The United States might not even need a minimum wage if it had some of the institutions that other advanced nations use to put a floor on workers’ living standards. But it doesn’t.

At the end of the day, it is true that the United States and its flexible labor markets produce more fast-food employment than those of other rich nations.

McDonald’s has one restaurant for every 22,000 Americans yet only one for every 42,000 Swedes. Americans’ unbridled love of burgers and fries, of course, plays an important role. But another reason is pay: Swedish burger flippers earn more than their U.S. counterparts. That means the prices of burgers are more affordable to the average American than the average Swede.
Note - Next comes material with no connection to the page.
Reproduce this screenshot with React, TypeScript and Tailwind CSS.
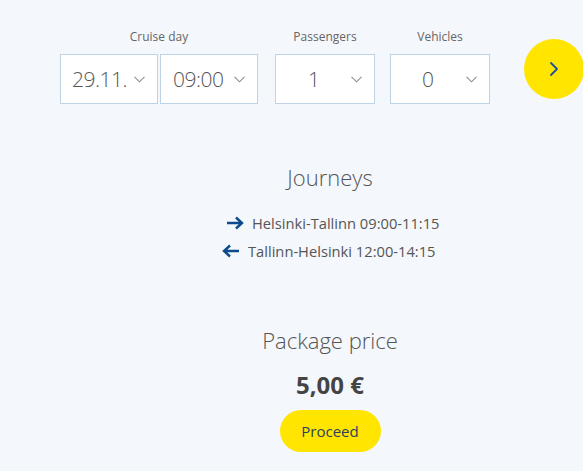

“The smallness of the share of the low-skill, labor-intensive private service sector in many European countries relative to that in the United States is at least to some extent due to their higher price of low-skilled labor,” wrote economists Robert Lipsey from the National Bureau of Economic Research, now deceased, and Birgitta Swedenborg of the Center for Business and Policy Studies in Stockholm, in a study a few years ago about the price disparities. “Their high prices inhibit not only the consumption of these services but also their production and their employment of low-skill workers.”

Keep two facts in mind. First, millions of fast-food jobs are not indispensable for prosperity. Sweden may have fewer McDonald’s than the United States. Yet almost twice the share of Americans live in poverty.

And second, the floor can be raised without a minimum wage. Sweden, in fact, doesn’t have one. But it does have other tools — like a 70 percent unionization rate. In the United States, the union membership rate is about 7 percent.